Re: Peace protesters to the *BEEP* Islands, yes, it’s newsworthy, but frankly, it’s more likely to turn the residents even more against them.

OTOH, it IS more likely than economic invasion, especially when you consider the main purpose is to cause a spectacle for distraction from the state of affairs within Argentina.

Ace Rimmer
April 15, 2012 5:34 pm

Observer, any mob greeted with hostility will be a godsend to the Malavinas cause, greet them with open arms Ghandi style. Just make sure its on one of the beaches the Argentine forces mined and subsequently cleared by the UK. We can play them at their own game, just make sure military force is out of the equation, albeit ready to use ‘just in case.’

Cameron, being an ex-PR consultant should be a dab hand at this.

One thought I did have was to bring one of their journalists or politicians across and let them live with the Islanders for a few weeks/months and see if they come away with a different point of view.

Alex
Alex
April 16, 2012 10:56 am

One thought I did have was to bring one of their journalists or politicians across and let them live with the Islanders for a few weeks/months and see if they come away with a different point of view.

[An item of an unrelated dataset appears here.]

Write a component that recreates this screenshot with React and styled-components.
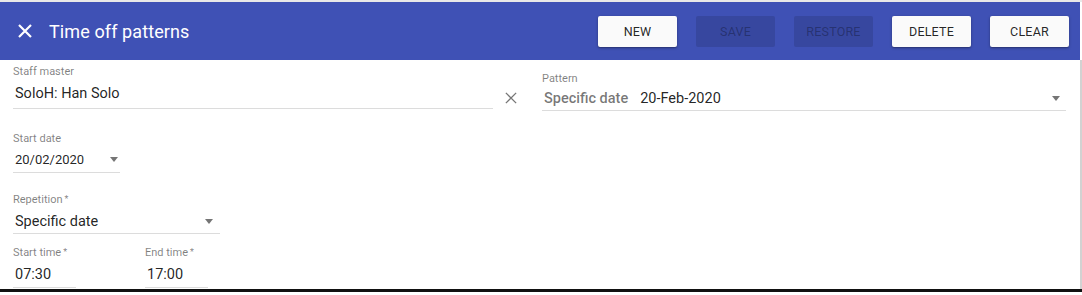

We really ought to be doing everything possible to support the people who signed that manifesto in the Argentine press a couple of months ago (making the point that nobody on the islands wants to know and nobody in Argentina has ever done anything to convince them).

Of course it needs careful handling as they could be attacked as being in the pay of the perfidious British pirates.

Airliner full of peace protestors: who cares? We don’t have any objection to Argentine citizens visiting the islands, and the FI Government has been trying to get them to permit a direct air link since dad was a lad. One of the things neither side want to say is that way back when, *nobody cared* and the islands and Argentina were essentially part of the same regional culture and economy. ISTR the WW2 era version of the FIDF were named after their favourite dance-hall in Buenos Aires, and you only need to look at the map to see that there are a lot of Spanish place names.

Peaceful coexistence is possible, we know because it happened.